Brosnan’s Brioni suits are considerably better than these. They have some of the same details, but they fit.
Black tie rules have existed in their present state since the 1930s.
Even the suit jackets had no buttonholes ? That is one more sin on Ms Tillen’s record…
I’ll have to fix that. Only the dinner jacket is lacking a buttonhole in the lapel.
The jackets don’t look that bad made into infographic but when you see them on Dalton they are far to large for him. But that was the fashion if the time. Don Johnson wore a similar style in Miami Vice, which was cutting edge in fashion at the time. But they should have gone a bit more classic for a Bond film really. I liked Dalton’s interpretation though, close to the novels.
I’ve never heard of Stefano Ricci before so I just googled them/him.
I found this.
With those prices, they are, as my old cockney English teacher would say, “having a giraffe”. I’ve bought vehicles that cost less than that tie.

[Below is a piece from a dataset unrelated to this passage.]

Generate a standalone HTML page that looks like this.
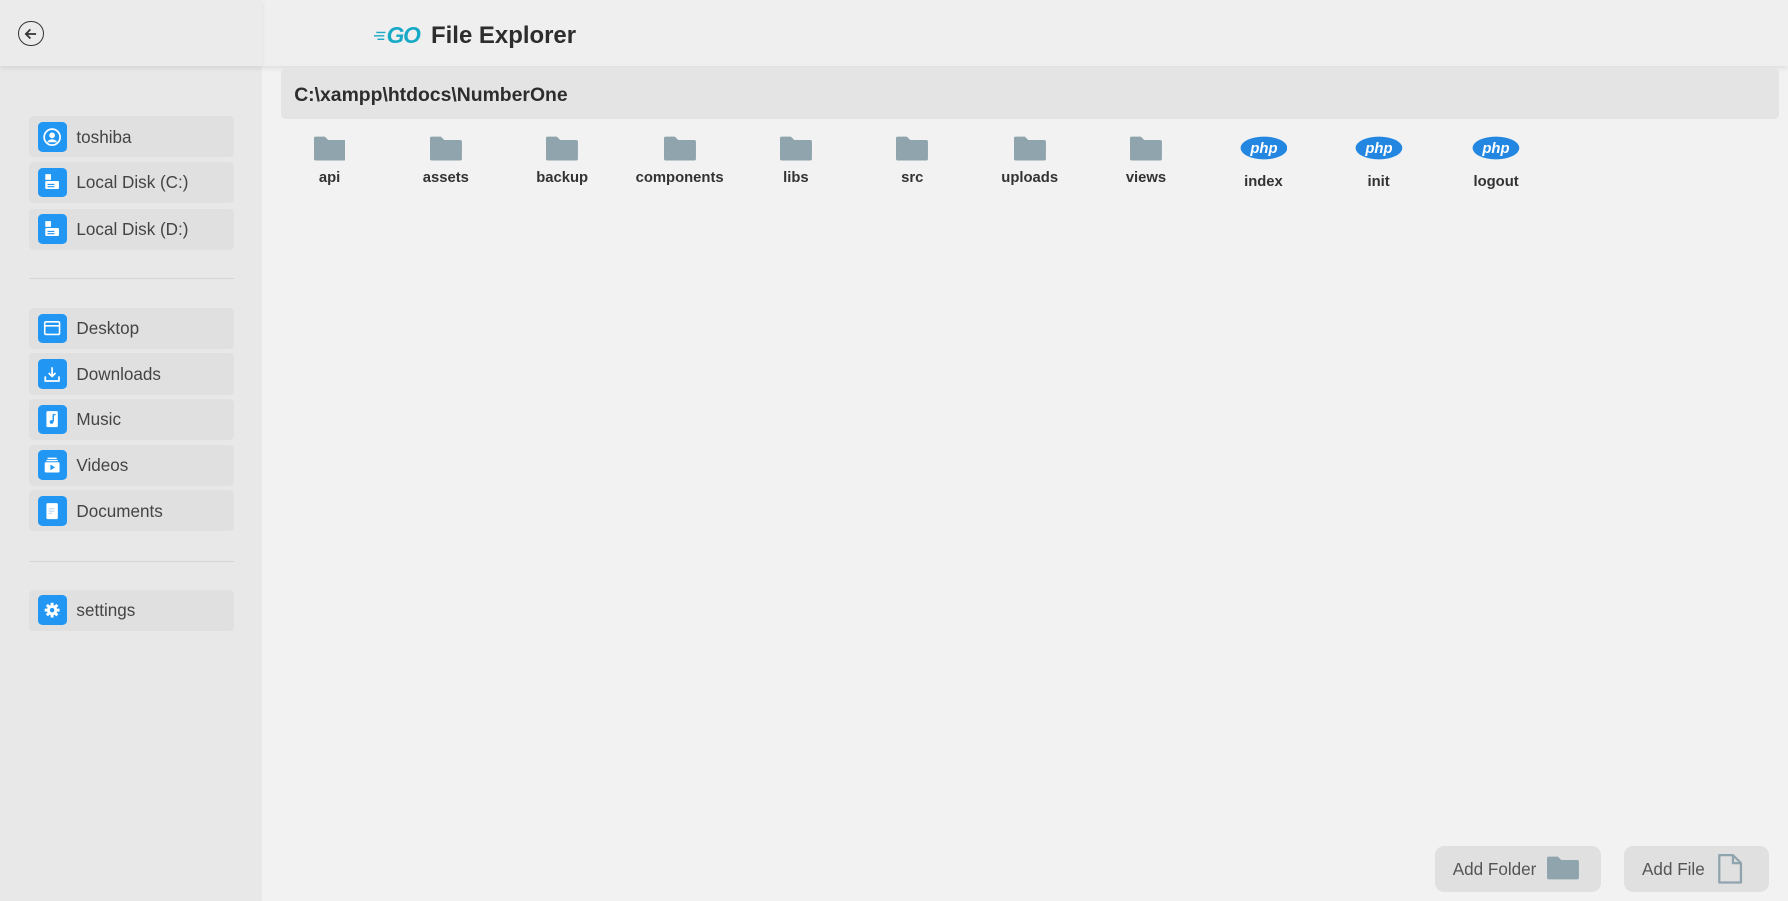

Won’t be googling them again!
Thanks, though, Matt, for adding Dalton to the Basted for Bond series. It had to be done.
I pass their shop on Park Avenue whenever I’m in New York and did some research. They strike me as a company that would dress a Bond villain, not Mr. Bond himself.
Tell you this their neckties belong in museums rather than around a gentleman’s neck.
Matt , do you know any makers who make triple reverse pleated trousers today ? I have never seen a pair up for sale.
I don’t see any either, and that’s a good thing.
What is meant by gently roped sleeve heads?
It means there’s a slight bump at the top of the sleeve.